The HOW TO Guide of Listing Presentations
Instructor: John Henderson
Module 1 Lesson 3 - Comparative Market Analysis
A well-made CMA serves 3 functions:
1. Wows your clients with your professional approach and knowledge.
2. Dissuades your clients of incorrect market information.
3. Presents your clients with a reasonable range of value.
If your CMA doesn’t accomplish these 3 goals, its time to re-work it. Most MLS systems offer a CMA generator. It will produce dozens of pages of colorful information. However, too many agents do a poor job understanding the information and communicating the data. Clients are left feeling the agent really doesn’t understand the nuances of selling their home. Using more paper will not wow them. Good data will. That’s why it may be smarter to build a CMA rather than use a generated one.
CMA – A seller’s perspective
A good CMA comes in two sections. The first part is based on the property’s history and specific neighborhood. Think of it as the seller’s viewpoint of the property. It includes an appreciation forecaster, SEV valuation, algorithm review and a MLS map and list of all recent activity in the area.
1) Using tax data and home appreciation indexes (which can be found online), calculate an appreciated value based on the historical purchase price and sale date. Clients enjoy seeing values tracked historically.
2) Some home owners believe their home’s value is 2 times it’s SEV. We’re not convinced using the SEV is a good way to determine value but, use it as another data point to consider.

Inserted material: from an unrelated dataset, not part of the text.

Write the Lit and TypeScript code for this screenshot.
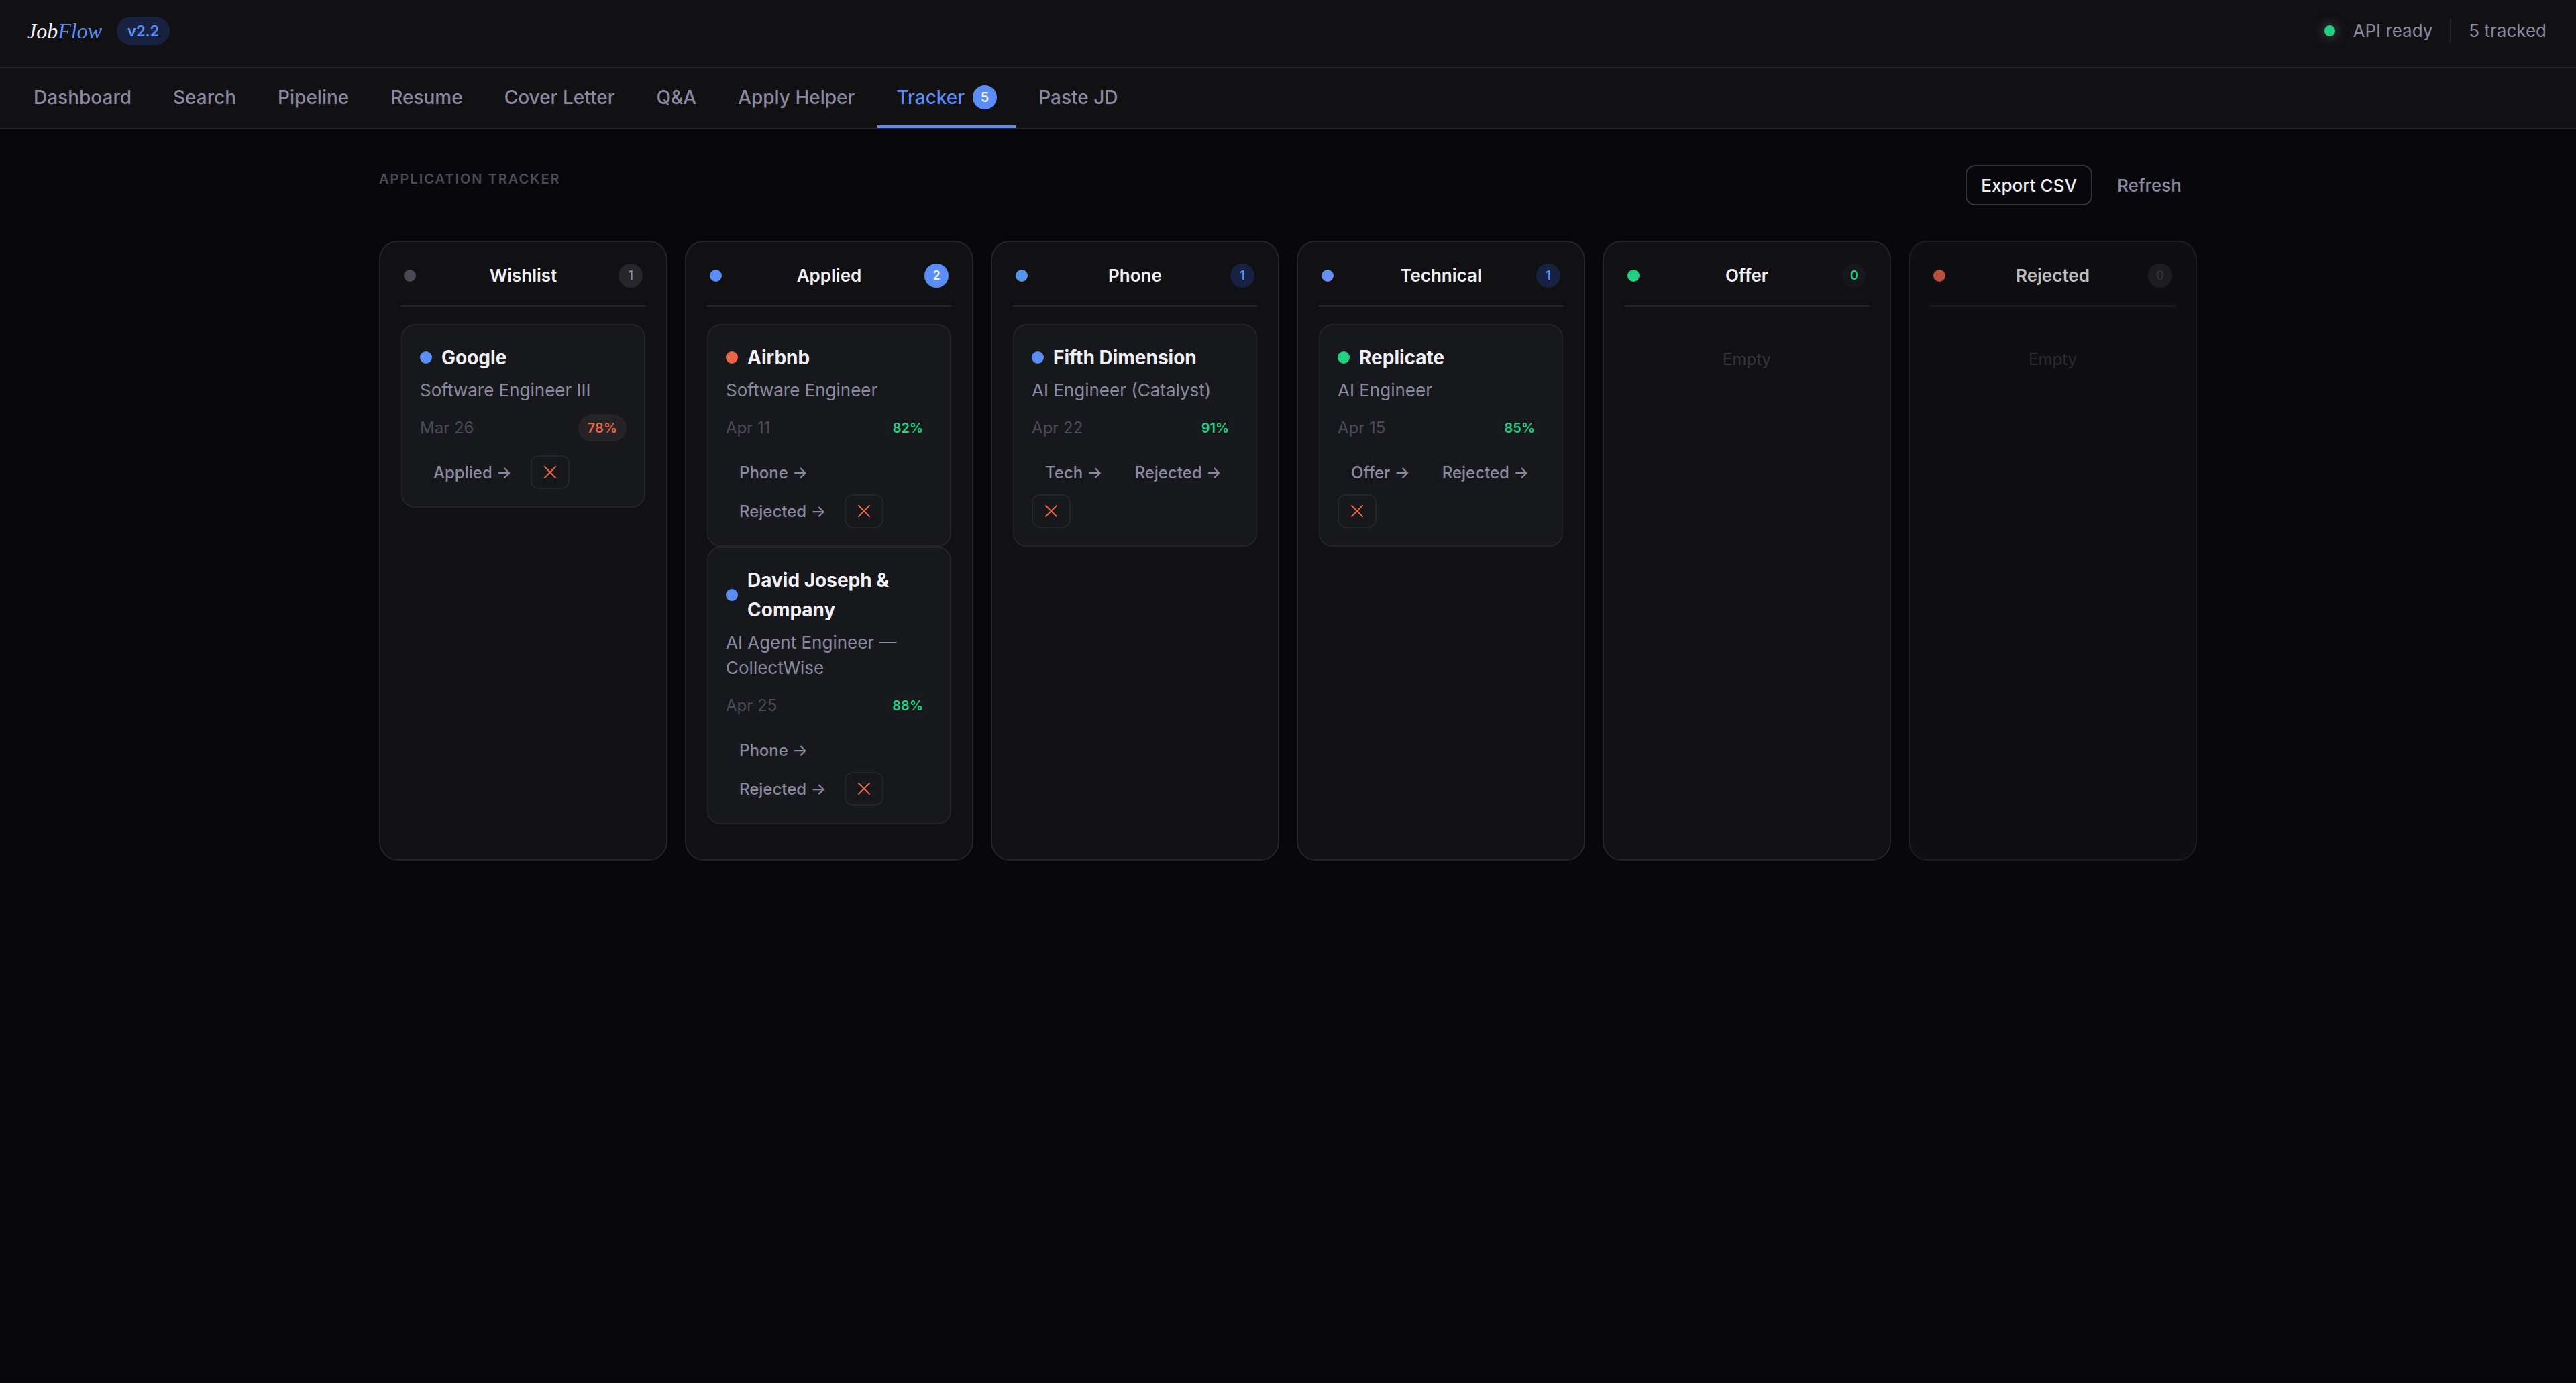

3) And then there is Zillow & Trulia. Home sellers are very familiar with these websites so it makes sense to add it to your presentation package of information. Often these algorithms aren’t accurate and need regional adjustments. So, it’s smart to present two numbers: the website’s published value and the regional adjustment.
4) Using the MLS’s map search, draw a tight parameter around the property’s neighborhood. Use the One-Line CMA page to identify local activity. It will give you high, low and average values of active, pending and sold homes.
Using these 4 pieces of information, you can create a range of values. It’s great when all 4 numbers fall close to each other. The narrower the range the better. The best CMAs can predict a home’s selling price within a range of $5,000.